-- Start Provided data --
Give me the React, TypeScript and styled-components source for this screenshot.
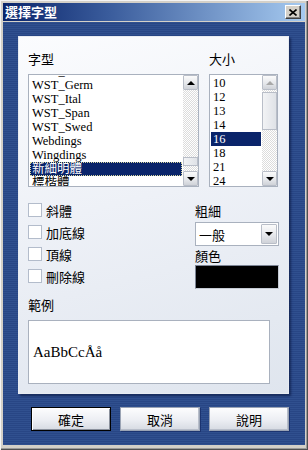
import React from 'react';
import styled, { createGlobalStyle } from 'styled-components';

const cjk = `"Noto Sans CJK TC", "Liberation Sans", sans-serif`;
const ming = `"Liberation Serif", "Noto Sans CJK TC", serif`;

const GlobalStyle = createGlobalStyle`
  html, body {
    margin: 0;
    padding: 0;
    background: #d4d0c8;
  }
  body {
    font-family: ${cjk};
  }
`;

const Window = styled.div`
  width: 308px;
  height: 450px;
  box-sizing: border-box;
  padding: 3px 3px 5px 3px;
  background: #d4d0c8;
  box-shadow: inset 1px 1px 0 #f4f4f4, inset -1px -1px 0 #505050, inset -2px -2px 0 #9a9a9a;
  display: flex;
  flex-direction: column;
`;

const TitleBar = styled.div`
  height: 18px;
  margin-bottom: 1px;
  background: linear-gradient(90deg, #0a246a 0%, #3a5c9c 35%, #a6caf0 100%);
  display: flex;
  align-items: center;
  justify-content: space-between;
  padding: 0 4px 0 2px;
`;

const TitleText = styled.span`
  color: #ffffff;
  font-family: ${cjk};
  font-weight: 700;
  font-size: 13px;
  line-height: 18px;
`;

const CloseButton = styled.div`
  width: 16px;
  height: 14px;
  box-sizing: border-box;
  background: #d4d0c8;
  border: 1px solid;
  border-color: #ffffff #404040 #404040 #ffffff;
  box-shadow: inset -1px -1px 0 #808080;
  display: flex;
  align-items: center;
  justify-content: center;
`;

const Body = styled.div`
  flex: 1;
  padding: 14px 16px 0 15px;
  background: repeating-linear-gradient(180deg, #30508f 0 1px, #284685 1px 2px);
  display: flex;
  flex-direction: column;
`;

const Panel = styled.div`
  width: 271px;
  height: 358px;
  box-sizing: border-box;
  padding: 15px 10px 10px 10px;
  background: linear-gradient(165deg, #fbfcfe 0%, #eef1f7 45%, #dfe5ee 100%);
  box-shadow: inset 0 0 0 1px #e8ecf2, 2px 2px 2px rgba(8, 20, 60, 0.6);
  display: flex;
  flex-direction: column;
`;

const Label = styled.div`
  font-family: ${cjk};
  font-size: 13px;
  line-height: 15px;
  height: 15px;
  color: #000000;
  white-space: nowrap;
`;

const ListsRow = styled.div`
  display: grid;
  grid-template-columns: 171px 69px;
  column-gap: 10px;
`;

const ListColumn = styled.div`
  display: flex;
  flex-direction: column;
  gap: 8px;
`;

const ListBox = styled.div`
  height: 113px;
  box-sizing: border-box;
  border: 1px solid #a9b1be;
  background: #ffffff;
  display: flex;
`;

const ListItems = styled.div<{ $offset: number }>`
  flex: 1;
  overflow: hidden;
  padding-top: ${(p) => p.$offset}px;
`;

const ListItems2 = styled.div<{ $shift: number }>`
  margin-top: ${(p) => p.$shift}px;
`;

const Item = styled.div<{ $selected?: boolean; $focus?: boolean }>`
  height: 14px;
  box-sizing: border-box;
  margin: 0 1px;
  padding-left: 2px;
  font-family: ${ming};
  font-size: 12.5px;
  line-height: 14px;
  white-space: nowrap;
  color: ${(p) => (p.$selected ? '#ffffff' : '#000000')};
  background: ${(p) => (p.$selected ? '#0a246a' : 'transparent')};
  outline: ${(p) => (p.$focus ? '1px dotted #d8d8a0' : 'none')};
  outline-offset: -1px;
`;

const ScrollBar = styled.div`
  width: 15px;
  display: flex;
  flex-direction: column;
  background: repeating-conic-gradient(#dcdcdc 0 25%, #ffffff 0 50%) 0 0 / 2px 2px;
`;

const ArrowButton = styled.div<{ $disabled?: boolean }>`
  width: 15px;
  height: 15px;
  box-sizing: border-box;
  border: 1px solid #b9bec8;
  border-radius: 1px;
  background: linear-gradient(180deg, #fbfbfb 0%, #e4e6ea 60%, #cfd2d8 100%);
  display: flex;
  align-items: center;
  justify-content: center;
  color: ${(p) => (p.$disabled ? '#a8a8a8' : '#000000')};
`;

const Track = styled.div`
  flex: 1;
  display: flex;
  flex-direction: column;
`;

const Thumb = styled.div<{ $top: number; $height: number }>`
  margin-top: ${(p) => p.$top}px;
  height: ${(p) => p.$height}px;
  box-sizing: border-box;
  border: 1px solid #b9bec8;
  background: linear-gradient(90deg, #f2f3f5 0%, #dfe2e7 100%);
`;

const Triangle = styled.div<{ $dir: 'up' | 'down' }>`
  width: 0;
  height: 0;
  border-left: 4px solid transparent;
  border-right: 4px solid transparent;
  ${(p) =>
    p.$dir === 'up'
      ? 'border-bottom: 4px solid currentColor;'
      : 'border-top: 4px solid currentColor;'}
`;

const OptionsRow = styled.div`
  margin-top: 16px;
  display: grid;
  grid-template-columns: 167px 84px;
  align-items: start;
`;

const CheckList = styled.div`
  display: flex;
  flex-direction: column;
  gap: 8px;
`;

const CheckRow = styled.div`
  display: flex;
  align-items: center;
  gap: 4px;
  height: 14px;
`;

const CheckBox = styled.div`
  width: 14px;
  height: 14px;
  box-sizing: border-box;
  border: 1px solid #b3bccb;
  background: #ffffff;
`;

const RightColumn = styled.div`
  display: flex;
  flex-direction: column;
`;

const Select = styled.div`
  margin-top: 4px;
  height: 24px;
  box-sizing: border-box;
  border: 1px solid #a9b1be;
  background: #ffffff;
  display: flex;
  align-items: center;
  padding: 1px 1px 1px 3px;
`;

const SelectText = styled.span`
  flex: 1;
  font-family: ${cjk};
  font-size: 13px;
  line-height: 15px;
`;

const SelectButton = styled(ArrowButton)`
  width: 16px;
  height: 20px;
`;

const Swatch = styled.div<{ $color: string }>`
  margin-top: 2px;
  height: 24px;
  box-sizing: border-box;
  border: 1px solid;
  border-color: #7c8494 #c4cad4 #c4cad4 #7c8494;
  background: ${(p) => p.$color};
`;

const SampleLabel = styled(Label)`
  margin-top: 8px;
`;

const SampleBox = styled.div`
  margin-top: 8px;
  width: 242px;
  height: 64px;
  box-sizing: border-box;
  border: 1px solid #a9b1be;
  background: #ffffff;
  display: flex;
  align-items: center;
  padding-left: 4px;
  font-family: ${ming};
  font-size: 15px;
  color: #000000;
`;

const ButtonRow = styled.div`
  margin: 13px 0 0 13px;
  display: flex;
  gap: 9px;
`;

const Button = styled.div<{ $default?: boolean }>`
  width: 80px;
  height: 24px;
  box-sizing: border-box;
  border: 1px solid ${(p) => (p.$default ? '#000000' : '#9aa3b4')};
  background: linear-gradient(180deg, #fdfdfe 0%, #eceef3 55%, #d6dae2 100%);
  box-shadow: ${(p) =>
    p.$default
      ? 'inset 1px 1px 0 #ffffff, inset -1px -1px 0 #8a909c'
      : 'inset -1px -1px 0 #b8beca, 1px 1px 0 #1c3470'};
  display: flex;
  align-items: center;
  justify-content: center;
  font-family: ${cjk};
  font-size: 13px;
  color: #000000;
`;

const fonts = [
  'WST_Fren',
  'WST_Germ',
  'WST_Ital',
  'WST_Span',
  'WST_Swed',
  'Webdings',
  'Wingdings',
  '新細明體',
  '標楷體',
];
const sizes = ['10', '12', '13', '14', '16', '18', '21', '24'];
const effects = ['斜體', '加底線', '頂線', '刪除線'];

function ScrollArrows({ thumbTop, thumbHeight, upDisabled }: { thumbTop: number; thumbHeight: number; upDisabled?: boolean }) {
  return (
    <ScrollBar>
      <ArrowButton $disabled={upDisabled}>
        <Triangle $dir="up" />
      </ArrowButton>
      <Track>
        <Thumb $top={thumbTop} $height={thumbHeight} />
      </Track>
      <ArrowButton>
        <Triangle $dir="down" />
      </ArrowButton>
    </ScrollBar>
  );
}

export default function App() {
  return (
    <>
      <GlobalStyle />
      <Window>
        <TitleBar>
          <TitleText>選擇字型</TitleText>
          <CloseButton>
            <svg width="8" height="7" viewBox="0 0 8 7">
              <path d="M0.5 0.5 L7.5 6.5 M7.5 0.5 L0.5 6.5" stroke="#000" strokeWidth="1.6" />
            </svg>
          </CloseButton>
        </TitleBar>
        <Body>
          <Panel>
            <ListsRow>
              <ListColumn>
                <Label>字型</Label>
                <ListBox>
                  <ListItems $offset={0}>
                    <ListItems2 $shift={-11}>
                      {fonts.map((f) => (
                        <Item key={f} $selected={f === '新細明體'} $focus={f === '新細明體'}>
                          {f}
                        </Item>
                      ))}
                    </ListItems2>
                  </ListItems>
                  <ScrollArrows thumbTop={67} thumbHeight={9} />
                </ListBox>
              </ListColumn>
              <ListColumn>
                <Label>大小</Label>
                <ListBox>
                  <ListItems $offset={1}>
                    <ListItems2 $shift={0}>
                      {sizes.map((s) => (
                        <Item key={s} $selected={s === '16'}>
                          {s}
                        </Item>
                      ))}
                    </ListItems2>
                  </ListItems>
                  <ScrollArrows thumbTop={2} thumbHeight={38} upDisabled />
                </ListBox>
              </ListColumn>
            </ListsRow>

            <OptionsRow>
              <CheckList>
                {effects.map((e) => (
                  <CheckRow key={e}>
                    <CheckBox />
                    <Label>{e}</Label>
                  </CheckRow>
                ))}
              </CheckList>
              <RightColumn>
                <Label>粗細</Label>
                <Select>
                  <SelectText>一般</SelectText>
                  <SelectButton>
                    <Triangle $dir="down" />
                  </SelectButton>
                </Select>
                <Label style={{ marginTop: 2 }}>顏色</Label>
                <Swatch $color="#000000" />
              </RightColumn>
            </OptionsRow>

            <SampleLabel>範例</SampleLabel>
            <SampleBox>AaBbCcÅå</SampleBox>
          </Panel>
          <ButtonRow>
            <Button $default>確定</Button>
            <Button>取消</Button>
            <Button>說明</Button>
          </ButtonRow>
        </Body>
      </Window>
    </>
  );
}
-- End Provided data --
- [What this task involves]
Go through the data and gather every line that holds "components".

- [Response to the task]
Give me the React, TypeScript and styled-components source for this screenshot.
import styled, { createGlobalStyle } from 'styled-components';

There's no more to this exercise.